France Sets Out Updated Radwaste Management Programme
Written by NucNet
Tuesday, 08 June 2010
France’s nuclear safety authority (Autorité de Sûreté Nucléaire; ASN), and the government’s directorate-general for energy and climate (DGEC) have released a new edition of the national radioactive material and waste management plan, moving towards a “coherent national waste management framework”.
The new document, known as the Plan national de gestion des matières et des déchets radioactifs (PNGMDR), sets out national procedures for the management of radioactive materials and radioactive waste in France.
The plan was announced on 4 June 2010 by ASN president André-Claude Lacoste and Pierre-Franck Chevet, director-general of energy and climate within the French Ministry of Ecology, Energy, Sustainable Development and the Sea.
First published in 2007, the plan led to proposals for two long-term storage facilities. One would be a retrievable deep geological repository for long-lived high- and medium-level radioactive waste (beyond 2025).

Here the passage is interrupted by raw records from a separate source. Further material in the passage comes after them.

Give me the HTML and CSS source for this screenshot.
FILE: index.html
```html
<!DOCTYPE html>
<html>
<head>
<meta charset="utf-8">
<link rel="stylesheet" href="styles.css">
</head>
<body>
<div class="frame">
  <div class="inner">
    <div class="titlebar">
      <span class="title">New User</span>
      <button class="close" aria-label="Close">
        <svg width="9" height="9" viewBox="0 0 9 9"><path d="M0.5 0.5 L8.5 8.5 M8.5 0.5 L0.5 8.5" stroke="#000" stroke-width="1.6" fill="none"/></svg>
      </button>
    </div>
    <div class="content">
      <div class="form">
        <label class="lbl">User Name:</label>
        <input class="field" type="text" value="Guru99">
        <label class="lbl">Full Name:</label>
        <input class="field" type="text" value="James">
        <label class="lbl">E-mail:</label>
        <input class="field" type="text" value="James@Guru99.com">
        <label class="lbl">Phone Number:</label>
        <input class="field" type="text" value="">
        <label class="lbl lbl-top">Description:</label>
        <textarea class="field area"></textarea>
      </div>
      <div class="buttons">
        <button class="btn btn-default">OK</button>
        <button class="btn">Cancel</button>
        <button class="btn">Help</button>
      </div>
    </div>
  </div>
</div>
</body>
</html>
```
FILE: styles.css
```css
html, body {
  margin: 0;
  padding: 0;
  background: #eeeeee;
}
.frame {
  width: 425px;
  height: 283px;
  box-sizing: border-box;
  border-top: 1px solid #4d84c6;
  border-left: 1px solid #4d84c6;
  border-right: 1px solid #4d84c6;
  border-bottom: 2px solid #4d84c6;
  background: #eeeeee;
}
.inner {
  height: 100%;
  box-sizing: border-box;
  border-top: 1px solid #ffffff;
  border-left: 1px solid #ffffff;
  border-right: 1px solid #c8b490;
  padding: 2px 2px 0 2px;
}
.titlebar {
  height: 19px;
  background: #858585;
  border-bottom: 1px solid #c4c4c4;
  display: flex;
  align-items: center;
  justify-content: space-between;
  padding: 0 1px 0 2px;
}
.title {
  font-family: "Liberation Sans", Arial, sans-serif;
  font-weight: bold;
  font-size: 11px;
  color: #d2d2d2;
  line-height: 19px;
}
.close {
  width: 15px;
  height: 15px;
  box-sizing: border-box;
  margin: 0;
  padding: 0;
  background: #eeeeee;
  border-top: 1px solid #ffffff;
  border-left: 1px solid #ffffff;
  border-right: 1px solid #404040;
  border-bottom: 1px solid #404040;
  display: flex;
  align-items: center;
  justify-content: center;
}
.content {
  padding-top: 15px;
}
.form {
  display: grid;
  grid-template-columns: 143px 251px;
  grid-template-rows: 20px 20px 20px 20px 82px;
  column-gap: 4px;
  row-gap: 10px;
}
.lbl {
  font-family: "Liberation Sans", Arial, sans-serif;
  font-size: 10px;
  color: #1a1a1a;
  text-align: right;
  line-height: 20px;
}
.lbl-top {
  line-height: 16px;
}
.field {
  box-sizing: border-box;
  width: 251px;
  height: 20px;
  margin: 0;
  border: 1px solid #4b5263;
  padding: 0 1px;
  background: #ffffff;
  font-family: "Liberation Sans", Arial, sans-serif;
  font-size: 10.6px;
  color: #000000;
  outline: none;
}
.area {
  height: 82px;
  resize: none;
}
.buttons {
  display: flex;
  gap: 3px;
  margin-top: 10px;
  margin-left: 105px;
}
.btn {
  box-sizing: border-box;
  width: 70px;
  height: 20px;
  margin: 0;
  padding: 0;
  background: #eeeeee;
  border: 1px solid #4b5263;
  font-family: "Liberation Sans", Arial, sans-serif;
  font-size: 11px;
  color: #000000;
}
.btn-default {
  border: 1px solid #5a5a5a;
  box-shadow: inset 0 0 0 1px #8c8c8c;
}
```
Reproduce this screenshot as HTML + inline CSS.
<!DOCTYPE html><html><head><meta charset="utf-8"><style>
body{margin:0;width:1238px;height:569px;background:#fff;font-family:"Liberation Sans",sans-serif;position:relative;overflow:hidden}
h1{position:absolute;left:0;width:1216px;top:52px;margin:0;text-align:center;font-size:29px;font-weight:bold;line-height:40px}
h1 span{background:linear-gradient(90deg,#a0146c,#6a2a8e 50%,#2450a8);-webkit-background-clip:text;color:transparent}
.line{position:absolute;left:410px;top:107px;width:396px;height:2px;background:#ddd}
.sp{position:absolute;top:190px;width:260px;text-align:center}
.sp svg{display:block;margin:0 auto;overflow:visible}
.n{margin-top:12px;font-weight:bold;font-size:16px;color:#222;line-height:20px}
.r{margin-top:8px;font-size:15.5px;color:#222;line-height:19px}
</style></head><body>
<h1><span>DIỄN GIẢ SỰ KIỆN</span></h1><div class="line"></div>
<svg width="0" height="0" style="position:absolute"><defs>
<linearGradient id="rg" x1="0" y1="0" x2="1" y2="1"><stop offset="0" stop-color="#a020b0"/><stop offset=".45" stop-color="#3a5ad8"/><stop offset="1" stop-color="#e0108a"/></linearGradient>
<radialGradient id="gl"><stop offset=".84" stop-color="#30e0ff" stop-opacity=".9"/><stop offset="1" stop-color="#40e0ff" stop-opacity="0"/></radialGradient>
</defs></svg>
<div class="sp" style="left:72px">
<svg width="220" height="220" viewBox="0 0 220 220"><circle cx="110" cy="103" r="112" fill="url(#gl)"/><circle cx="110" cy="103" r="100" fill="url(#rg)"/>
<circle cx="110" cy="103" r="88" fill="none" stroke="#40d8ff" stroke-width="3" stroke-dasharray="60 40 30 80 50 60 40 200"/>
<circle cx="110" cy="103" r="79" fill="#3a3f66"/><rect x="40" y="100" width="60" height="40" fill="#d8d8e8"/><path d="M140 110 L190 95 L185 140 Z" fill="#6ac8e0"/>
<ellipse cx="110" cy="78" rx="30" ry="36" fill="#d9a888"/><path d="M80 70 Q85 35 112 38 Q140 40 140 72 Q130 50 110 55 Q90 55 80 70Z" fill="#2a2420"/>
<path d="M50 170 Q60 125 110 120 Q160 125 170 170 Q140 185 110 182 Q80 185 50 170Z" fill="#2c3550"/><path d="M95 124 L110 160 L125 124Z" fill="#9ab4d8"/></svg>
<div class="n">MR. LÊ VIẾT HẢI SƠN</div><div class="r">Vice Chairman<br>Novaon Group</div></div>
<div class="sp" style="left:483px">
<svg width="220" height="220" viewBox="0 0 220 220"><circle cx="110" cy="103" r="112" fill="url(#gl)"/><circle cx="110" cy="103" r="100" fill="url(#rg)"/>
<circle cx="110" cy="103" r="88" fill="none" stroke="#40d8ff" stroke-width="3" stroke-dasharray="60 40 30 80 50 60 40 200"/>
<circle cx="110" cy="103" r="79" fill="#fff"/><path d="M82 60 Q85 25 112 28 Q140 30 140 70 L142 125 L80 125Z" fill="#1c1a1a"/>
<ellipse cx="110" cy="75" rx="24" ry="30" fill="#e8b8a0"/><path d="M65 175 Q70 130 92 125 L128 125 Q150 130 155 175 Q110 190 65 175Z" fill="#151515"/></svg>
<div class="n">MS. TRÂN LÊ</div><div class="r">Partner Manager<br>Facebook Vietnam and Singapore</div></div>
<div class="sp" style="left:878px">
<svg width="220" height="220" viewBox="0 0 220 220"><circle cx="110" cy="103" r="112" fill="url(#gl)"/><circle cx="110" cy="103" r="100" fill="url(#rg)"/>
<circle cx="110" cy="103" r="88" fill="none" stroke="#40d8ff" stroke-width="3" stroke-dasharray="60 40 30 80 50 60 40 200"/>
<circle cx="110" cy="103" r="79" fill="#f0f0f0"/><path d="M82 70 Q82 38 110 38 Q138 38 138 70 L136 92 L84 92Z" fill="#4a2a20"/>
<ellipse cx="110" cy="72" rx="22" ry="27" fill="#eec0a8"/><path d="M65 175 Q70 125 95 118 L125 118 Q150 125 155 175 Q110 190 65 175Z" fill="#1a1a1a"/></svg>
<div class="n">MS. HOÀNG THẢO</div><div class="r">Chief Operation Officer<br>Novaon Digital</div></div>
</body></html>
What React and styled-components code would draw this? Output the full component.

The other would be a shallow underground storage facility for long-lived low-level waste, which French waste management agency Andra is expected to establish for 2012.
The revised 2010 plan proposes:
• Further progress towards the establishment of the two facilities long-term storage facilities outlined in the 2007 plan;
• Increased research for the conditioning of waste types such as long-lived medium-level waste;
• The retrieval of old radioactive waste currently in temporary storage for depositing in longer-term facilities, and the assessment of current temporary facilities; and,
• The management of high-value materials such as depleted uranium, plutonium and thorium and their assessment for future use and/or storage as waste.
The 147-page plan is the product of a working group led by the DGEC and ASN, involving waste producers, waste management agencies and political and administrative representatives.
Highlighting the plan’s importance, Mr Chevet said the establishment of long-term management procedures for radioactive waste which as yet had no long-term solutions was “the most important” matter in the next few years.
“In France, nearly 90 percent of the volume of radioactive waste has long-term solutions”, he said. “Although the management framework [in France] is already solid, the PNGMDR is proposing new measures to progress even further in the sustainable management of radioactive waste and materials.”
“For the ASN, all radioactive waste must eventually be subject to a procedure of elimination”, added Mr Lacoste. “In most cases, this procedure should end with permanent storage. A number of these storage facilities exist already. Radioactive waste which doesn’t have [these] is, until that storage becomes available, stored and monitored in conditions which the ASN considers to be sufficient.”